The tribocorrosion behavior of high-nitrogen stainless-steel 40Cr15Mo2VN under different loads in acetic acid solution with a pH of 3.0 was investigated in this study. The components of mechanical wear, corrosion and wear–corrosion interaction were quantitatively determined. The aim of this study was to develop engineering applications of nickel-free high-nitrogen steels, such as bearings, shafts and gears, in corrosive environments. However, the microstructural evolution and damage mechanisms under both tribocorrosion and mechanical wear and under different corrosive environments are not clear and need more investigation. The main conclusions of this work are presented below:

• A positive synergy between corrosion and wear was quantitatively determined. Simultaneous corrosion significantly promoted mechanical wear during the tribocorrosion process.

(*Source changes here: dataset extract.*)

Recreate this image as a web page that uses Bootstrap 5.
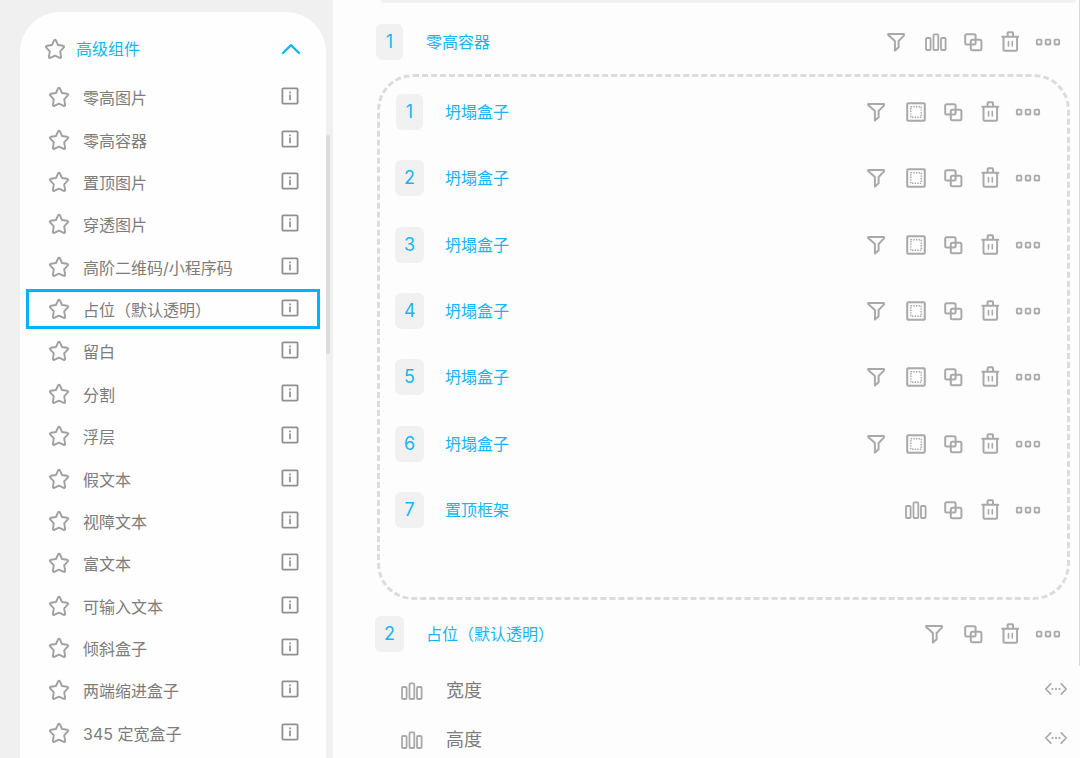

• The material loss induced by the tribocorrosion process in acetic acid solution primarily consisted of mechanical wear and corrosion-accelerated wear. The contribution of corrosion–wear synergism increased from approximately 6% at 25 N to over 83% at the highest load of 125 N.
• The material loss induced by mechanical wear increased with increasing load. The failure of 40Cr15Mo2VN was dominated by typical delamination wear.
• The corrosion mechanism of 40Cr15Mo2VN in acetic acid solution was mainly induced by general anodic dissolution, which promotes wear damage at surfaces.